I’ve got a serious case of Mapper’s Block, so let’s list the rapid transit stations that can get away with having park-n-ride lots.
Any station with a park-n-ride facility not listed here would be better served by replacing the lot with shops and apartments and beefing up the local bus network to compensate. The list of cities is not exhaustive, but the list of stations within each city is. Although it’s not objectionable for these stations to have some manner of park-n-ride facility on the property, this doesn’t mean that aforesaid station can’t or shouldn’t be made more inviting or accessible to pedestrians, Quincy Adams. In addition, the thing most of these stations have in common should suggest who these park-n-ride lots should be for, namely, tourists.

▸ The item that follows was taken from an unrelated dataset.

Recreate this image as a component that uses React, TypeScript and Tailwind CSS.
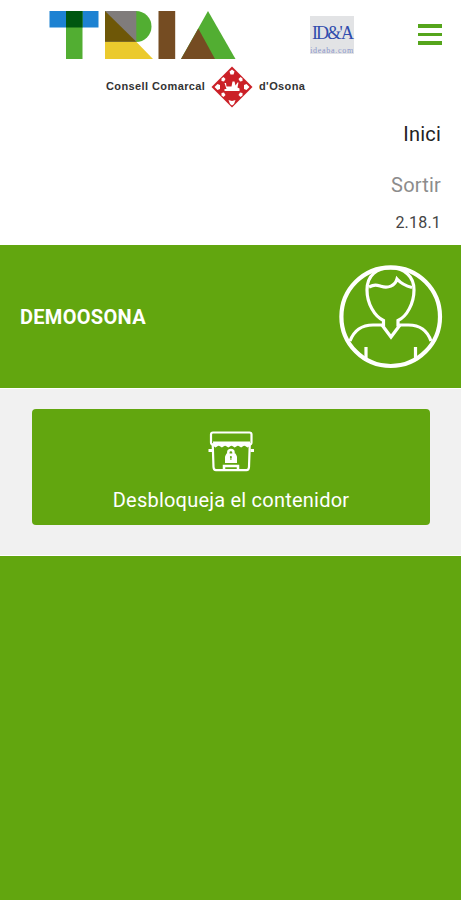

- Boston: Alewife, Oak Grove, Riverside, Quincy Adams
- New York City: None
- Philadelphia: None
- Baltimore: Hunt Valley, Owings Mills, North Linthicum
- Washington: Greenbelt, Shady Grove, Wiehle [until SV Phase 2 is complete], Vienna, Franconia-Springfield, Largo
- Atlanta: Dunwoody, Doraville, Indian Creek, Hamilton E Holmes, College Park
- Miami: Palmetto, Dadeland South
- Chicago: Dempster/Skokie, Rosemont, Forest Park [or: None, if riding Metra doesn’t completely suck]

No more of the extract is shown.